The Identity Cards Scheme

6. Identity cards were compulsory in the United Kingdom from 1939 to 1952 under the National Registration Act 1939, acting as a security measure during the war and aiding rationing following the war. After the National Registration Act was repealed in October 1951, identity cards were no longer used. In the following years various proposals for identity cards were made, including a Green Paper on identity cards in May 1995.[2] Following a Report from the House of Commons Home Affairs Committee in 1996, the Government announced that it intended to introduce a voluntary identity card scheme.[3] The Government's plans to introduce a draft Bill in the 1996-97 Session of Parliament were cut short by the May 1997 General Election.

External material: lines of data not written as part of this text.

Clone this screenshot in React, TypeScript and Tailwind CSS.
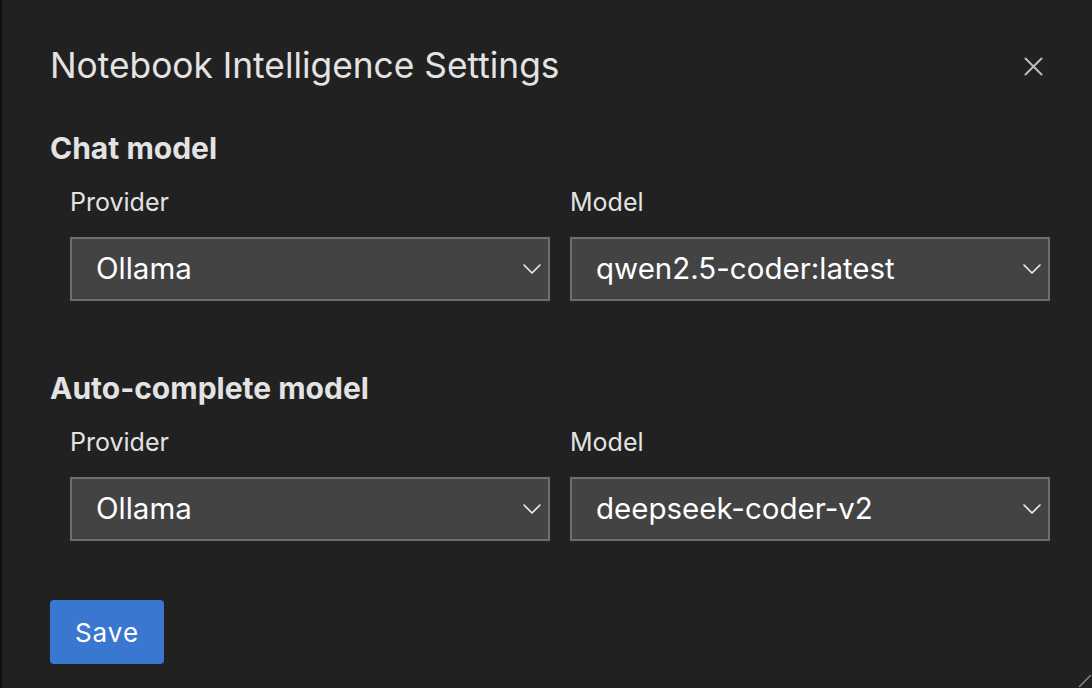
import { useState } from "react";

type ModelSection = {
  title: string;
  provider: string;
  model: string;
};

const SECTIONS: ModelSection[] = [
  { title: "Chat model", provider: "Ollama", model: "qwen2.5-coder:latest" },
  { title: "Auto-complete model", provider: "Ollama", model: "deepseek-coder-v2" },
];

function Chevron() {
  return (
    <svg width="18" height="10" viewBox="0 0 18 10" fill="none" className="shrink-0">
      <path d="M1 1l8 8 8-8" stroke="#f2f2f2" strokeWidth="1.6" strokeLinecap="round" strokeLinejoin="round" />
    </svg>
  );
}

function SelectBox({ value }: { value: string }) {
  return (
    <div className="flex h-[64px] items-center justify-between border-2 border-[#6e6e6e] bg-[#434343] pl-[24px] pr-[7px]">
      <span className="text-[29.5px] leading-none text-white">{value}</span>
      <Chevron />
    </div>
  );
}

function Section({ section, first }: { section: ModelSection; first: boolean }) {
  return (
    <section className={first ? "mt-[40px]" : "mt-[71px]"}>
      <h2 className="h-[33px] text-[30px] font-bold leading-[33px] text-[#e3e3e3]">{section.title}</h2>
      <div className="mt-[24px] grid grid-cols-2 gap-[20px] pl-[20px]">
        <div>
          <p className="h-[27px] text-[25px] leading-[27px] text-[#e3e3e3]">Provider</p>
          <div className="mt-[21px]">
            <SelectBox value={section.provider} />
          </div>
        </div>
        <div>
          <p className="h-[27px] text-[25px] leading-[27px] text-[#e3e3e3]">Model</p>
          <div className="mt-[21px]">
            <SelectBox value={section.model} />
          </div>
        </div>
      </div>
    </section>
  );
}

export default function App() {
  const [saved, setSaved] = useState(false);

  return (
    <div
      className="relative h-[688px] w-[1092px] overflow-hidden border-l-2 border-[#111111] bg-[#212121] pl-[48px] pr-[42px] pt-[40px]"
      style={{ fontFamily: "Inter, 'Noto Sans', sans-serif" }}
    >
      <header className="flex h-[52px] items-center justify-between">
        <h1 className="text-[35.3px] leading-[52px] text-[#e3e3e3]">Notebook Intelligence Settings</h1>
        <button className="mr-[7px] flex h-[20px] w-[20px] items-center justify-center">
          <svg width="19" height="19" viewBox="0 0 19 19" fill="none">
            <path d="M1.5 1.5l16 16M17.5 1.5l-16 16" stroke="#bdbdbd" strokeWidth="2" strokeLinecap="round" />
          </svg>
        </button>
      </header>

      {SECTIONS.map((s, i) => (
        <Section key={s.title} section={s} first={i === 0} />
      ))}

      <button
        onClick={() => setSaved(!saved)}
        className="mt-[59px] flex h-[64px] w-[114px] items-center justify-center rounded-[4px] bg-[#3a77d0] text-[26px] tracking-[1px] text-white"
      >
        Save
      </button>

      <svg className="absolute bottom-0 right-0" width="14" height="14" viewBox="0 0 14 14" fill="none">
        <path d="M13 1L1 13" stroke="#8a8a8a" strokeWidth="1.5" />
      </svg>
    </div>
  );
}
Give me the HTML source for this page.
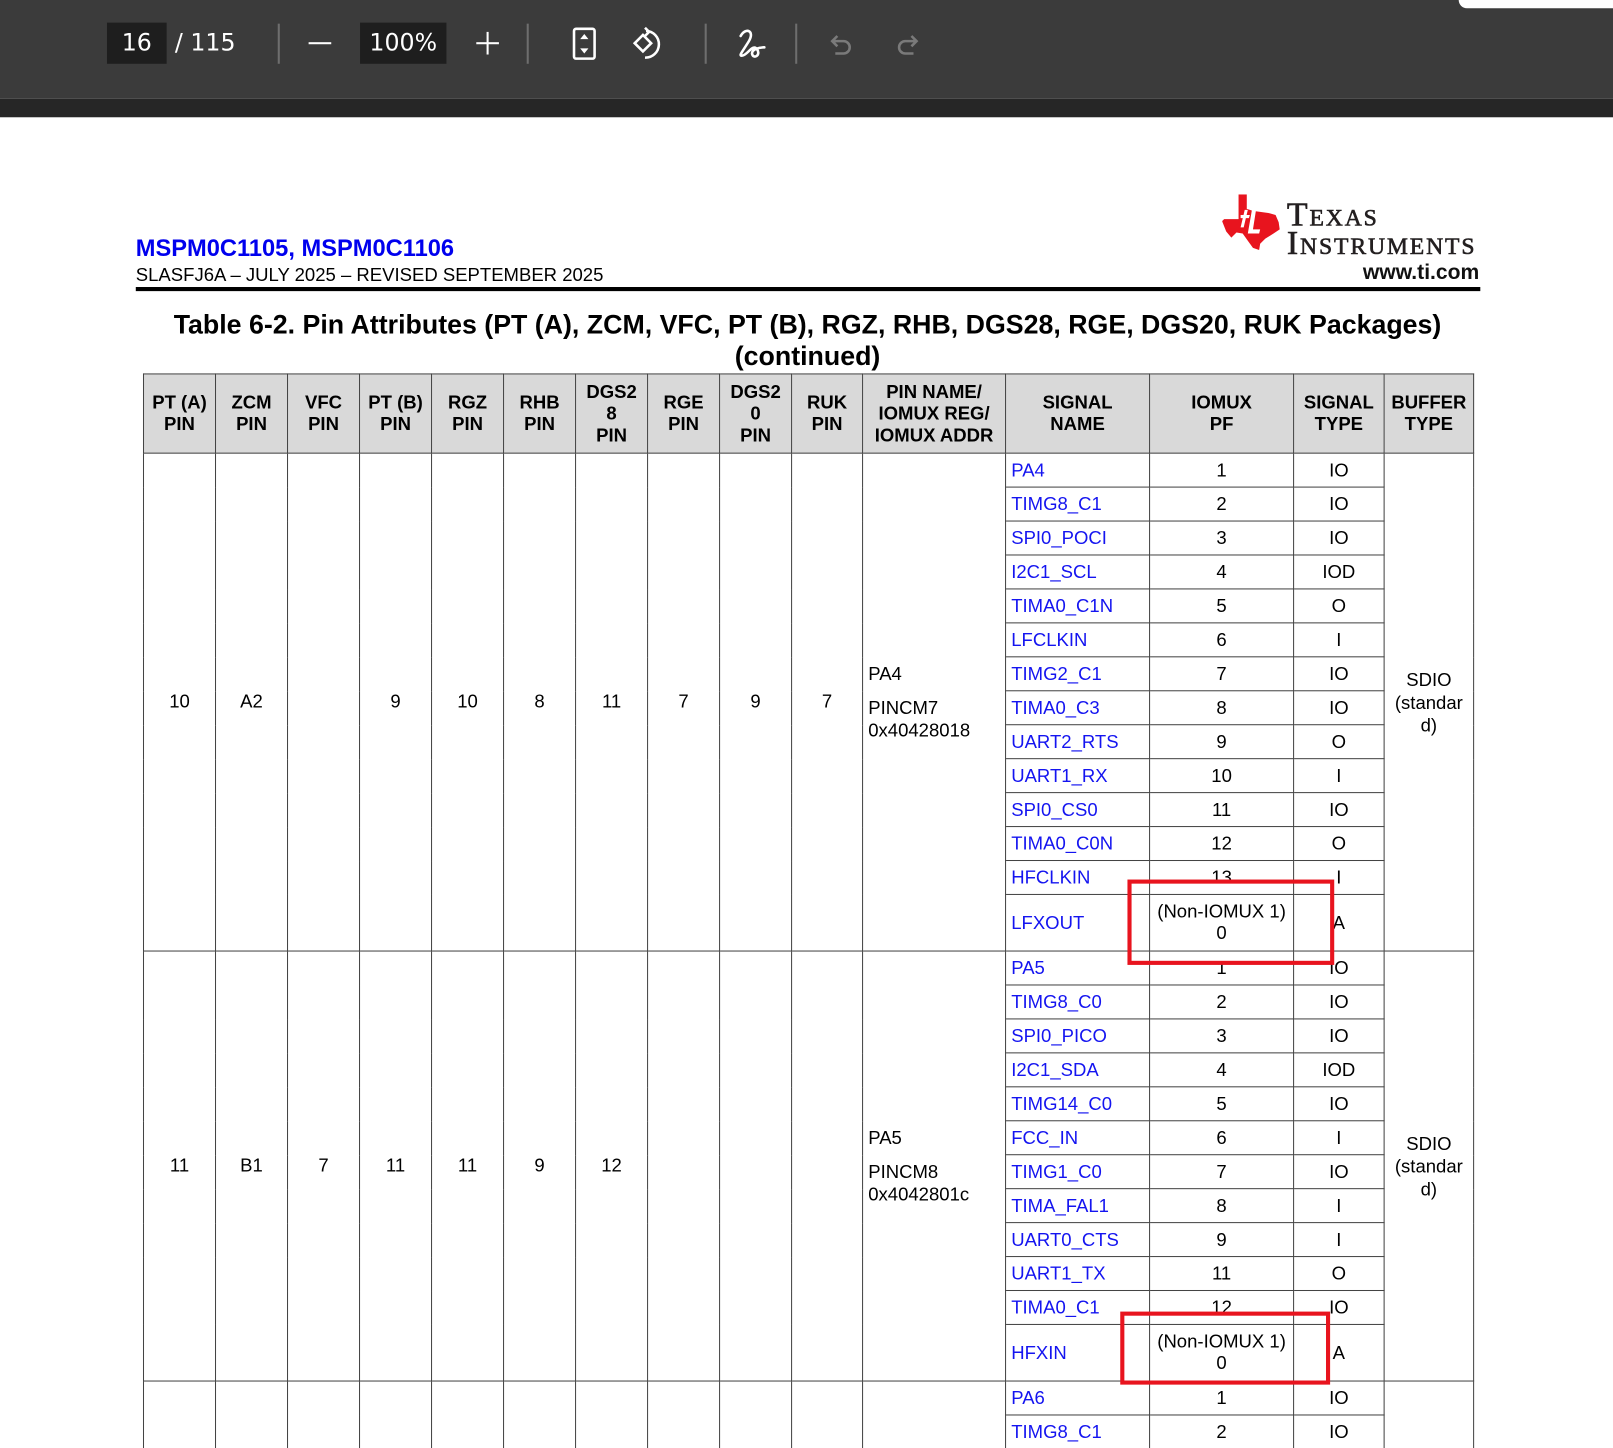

7. The notion of an identity cards scheme was reintroduced by the then Home Secretary, Rt Hon David Blunkett MP in February 2002.[4] The Home Office ran a consultation on entitlement cards and identity fraud from July 2002 until January 2003.[5] In November 2003, the Government published its plans for identity cards as Identity Cards: the Next Steps.[6] Five months later in April 2004, the Government published a draft Bill and launched a consultation on the draft legislation.[7] Following a Report by the House of Commons Home Affairs Committee in July 2004, the Government introduced an Identity Cards Bill into the House of Commons in November 2004.[8] This Bill fell at the dissolution of Parliament in April 2005. A new Identity Cards Bill was introduced on 25 May 2005 and it was finally given Royal Assent on 30 March 2006.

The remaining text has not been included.